**WHAT THIS TASK INVOLVES:**
Pictures are not part of the copy. Give again exactly the lines from the one with "Generate a component" to the one with "import React from", inclusive.

>> begin RECORDS

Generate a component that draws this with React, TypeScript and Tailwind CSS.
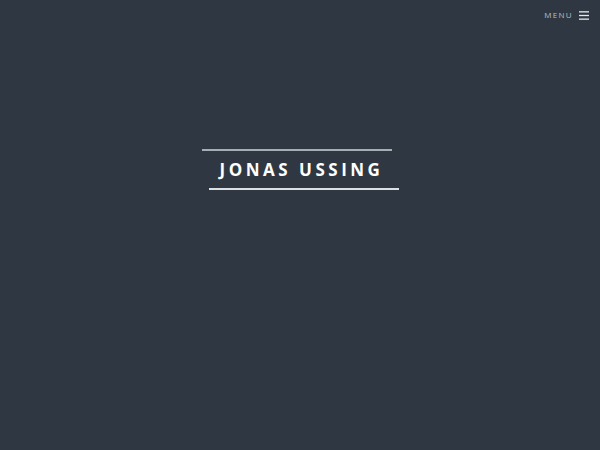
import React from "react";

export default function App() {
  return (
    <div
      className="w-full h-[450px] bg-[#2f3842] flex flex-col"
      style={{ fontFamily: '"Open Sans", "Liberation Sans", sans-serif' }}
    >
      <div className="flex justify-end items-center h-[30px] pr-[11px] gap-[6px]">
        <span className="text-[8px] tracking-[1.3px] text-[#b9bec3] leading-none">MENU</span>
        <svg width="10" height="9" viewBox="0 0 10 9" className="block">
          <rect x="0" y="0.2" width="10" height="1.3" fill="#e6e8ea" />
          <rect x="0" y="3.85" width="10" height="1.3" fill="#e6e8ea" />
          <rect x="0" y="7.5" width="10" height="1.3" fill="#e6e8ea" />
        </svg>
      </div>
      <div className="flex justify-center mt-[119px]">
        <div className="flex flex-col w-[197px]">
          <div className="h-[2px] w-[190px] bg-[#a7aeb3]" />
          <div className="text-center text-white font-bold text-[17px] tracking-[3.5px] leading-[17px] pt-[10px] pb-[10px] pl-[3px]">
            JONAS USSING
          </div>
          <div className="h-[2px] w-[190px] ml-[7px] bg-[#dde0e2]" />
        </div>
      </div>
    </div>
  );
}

>> end RECORDS
>> begin RECORDS

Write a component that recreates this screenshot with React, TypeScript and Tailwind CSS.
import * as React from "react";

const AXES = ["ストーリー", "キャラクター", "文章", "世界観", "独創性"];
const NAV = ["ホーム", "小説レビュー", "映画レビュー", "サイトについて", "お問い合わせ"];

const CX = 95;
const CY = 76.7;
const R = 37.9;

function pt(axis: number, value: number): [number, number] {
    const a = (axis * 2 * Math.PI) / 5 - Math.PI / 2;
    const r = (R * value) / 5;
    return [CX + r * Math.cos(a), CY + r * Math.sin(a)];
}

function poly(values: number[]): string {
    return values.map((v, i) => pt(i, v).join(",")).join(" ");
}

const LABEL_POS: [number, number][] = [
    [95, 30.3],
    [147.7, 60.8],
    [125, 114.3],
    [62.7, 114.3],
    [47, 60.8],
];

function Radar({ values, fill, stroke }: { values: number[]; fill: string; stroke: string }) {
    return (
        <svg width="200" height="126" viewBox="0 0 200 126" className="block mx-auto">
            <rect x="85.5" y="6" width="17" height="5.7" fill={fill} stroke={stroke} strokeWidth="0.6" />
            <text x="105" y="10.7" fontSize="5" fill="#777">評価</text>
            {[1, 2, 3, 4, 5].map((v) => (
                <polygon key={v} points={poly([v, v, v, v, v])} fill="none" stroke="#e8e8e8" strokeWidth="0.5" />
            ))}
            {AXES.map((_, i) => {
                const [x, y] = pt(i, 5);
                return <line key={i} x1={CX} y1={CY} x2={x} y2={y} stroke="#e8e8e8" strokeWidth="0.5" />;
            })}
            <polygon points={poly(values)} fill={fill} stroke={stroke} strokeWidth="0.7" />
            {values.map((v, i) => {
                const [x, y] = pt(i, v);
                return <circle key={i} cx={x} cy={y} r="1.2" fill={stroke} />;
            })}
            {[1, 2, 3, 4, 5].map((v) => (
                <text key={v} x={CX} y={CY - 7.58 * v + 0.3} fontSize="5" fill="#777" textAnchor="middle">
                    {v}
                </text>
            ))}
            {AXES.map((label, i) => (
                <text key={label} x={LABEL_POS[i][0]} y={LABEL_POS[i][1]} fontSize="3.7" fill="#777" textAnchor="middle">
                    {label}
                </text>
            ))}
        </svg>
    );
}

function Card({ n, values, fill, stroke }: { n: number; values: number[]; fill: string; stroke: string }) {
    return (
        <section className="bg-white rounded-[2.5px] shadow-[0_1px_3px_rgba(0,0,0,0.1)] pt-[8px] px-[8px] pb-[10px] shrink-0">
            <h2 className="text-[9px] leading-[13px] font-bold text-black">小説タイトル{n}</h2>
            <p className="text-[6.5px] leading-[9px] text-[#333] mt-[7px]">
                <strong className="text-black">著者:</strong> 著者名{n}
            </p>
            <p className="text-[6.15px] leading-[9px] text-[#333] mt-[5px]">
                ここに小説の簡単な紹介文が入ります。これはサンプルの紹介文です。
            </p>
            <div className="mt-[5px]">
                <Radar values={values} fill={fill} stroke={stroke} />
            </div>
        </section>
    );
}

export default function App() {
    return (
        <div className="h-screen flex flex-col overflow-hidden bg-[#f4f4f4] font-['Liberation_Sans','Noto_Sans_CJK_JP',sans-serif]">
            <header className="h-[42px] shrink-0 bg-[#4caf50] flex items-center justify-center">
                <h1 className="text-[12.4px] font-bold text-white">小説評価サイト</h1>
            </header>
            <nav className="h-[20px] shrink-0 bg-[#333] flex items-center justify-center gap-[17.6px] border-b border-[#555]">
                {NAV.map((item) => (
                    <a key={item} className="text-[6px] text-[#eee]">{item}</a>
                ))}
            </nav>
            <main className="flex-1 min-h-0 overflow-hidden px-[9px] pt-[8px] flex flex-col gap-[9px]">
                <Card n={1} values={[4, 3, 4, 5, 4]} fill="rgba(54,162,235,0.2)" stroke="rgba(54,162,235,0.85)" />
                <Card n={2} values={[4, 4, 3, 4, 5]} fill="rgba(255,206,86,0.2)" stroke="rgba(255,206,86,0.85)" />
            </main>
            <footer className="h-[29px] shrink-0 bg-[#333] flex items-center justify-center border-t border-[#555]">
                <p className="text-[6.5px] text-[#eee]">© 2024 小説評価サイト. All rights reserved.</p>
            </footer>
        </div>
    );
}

>> end RECORDS
>> begin RECORDS

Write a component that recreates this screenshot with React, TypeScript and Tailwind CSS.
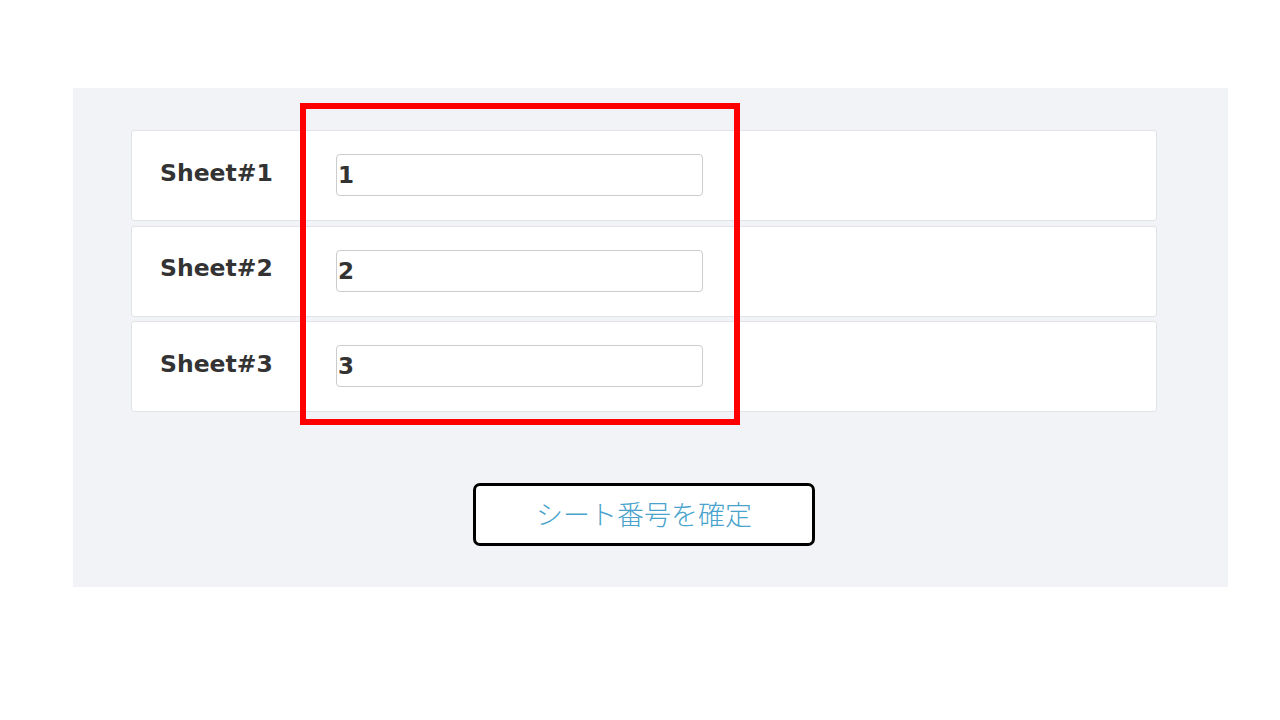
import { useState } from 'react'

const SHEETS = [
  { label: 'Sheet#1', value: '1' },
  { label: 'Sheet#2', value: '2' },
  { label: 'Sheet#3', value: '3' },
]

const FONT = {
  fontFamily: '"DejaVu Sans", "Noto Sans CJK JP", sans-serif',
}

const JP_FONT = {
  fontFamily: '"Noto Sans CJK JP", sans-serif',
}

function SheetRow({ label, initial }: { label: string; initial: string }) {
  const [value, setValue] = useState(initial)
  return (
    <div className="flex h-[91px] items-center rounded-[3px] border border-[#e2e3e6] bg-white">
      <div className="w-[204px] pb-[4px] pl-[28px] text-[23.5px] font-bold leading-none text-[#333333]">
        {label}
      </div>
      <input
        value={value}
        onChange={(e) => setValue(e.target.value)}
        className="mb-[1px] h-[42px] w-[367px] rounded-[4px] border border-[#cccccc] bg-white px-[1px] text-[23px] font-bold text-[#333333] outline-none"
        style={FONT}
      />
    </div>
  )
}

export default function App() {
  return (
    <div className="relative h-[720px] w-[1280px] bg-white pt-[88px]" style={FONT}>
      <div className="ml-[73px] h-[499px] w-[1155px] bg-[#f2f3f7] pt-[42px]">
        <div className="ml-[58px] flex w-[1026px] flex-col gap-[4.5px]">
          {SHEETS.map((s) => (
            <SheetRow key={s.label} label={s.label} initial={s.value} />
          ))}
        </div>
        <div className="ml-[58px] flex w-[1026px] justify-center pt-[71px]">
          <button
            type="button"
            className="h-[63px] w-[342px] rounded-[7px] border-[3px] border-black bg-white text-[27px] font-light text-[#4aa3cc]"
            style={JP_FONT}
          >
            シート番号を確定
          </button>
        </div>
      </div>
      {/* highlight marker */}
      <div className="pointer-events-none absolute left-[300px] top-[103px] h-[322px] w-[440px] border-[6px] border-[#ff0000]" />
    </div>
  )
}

>> end RECORDS

**SOLUTION TO THIS TASK:**
Generate a component that draws this with React, TypeScript and Tailwind CSS.
import React from "react";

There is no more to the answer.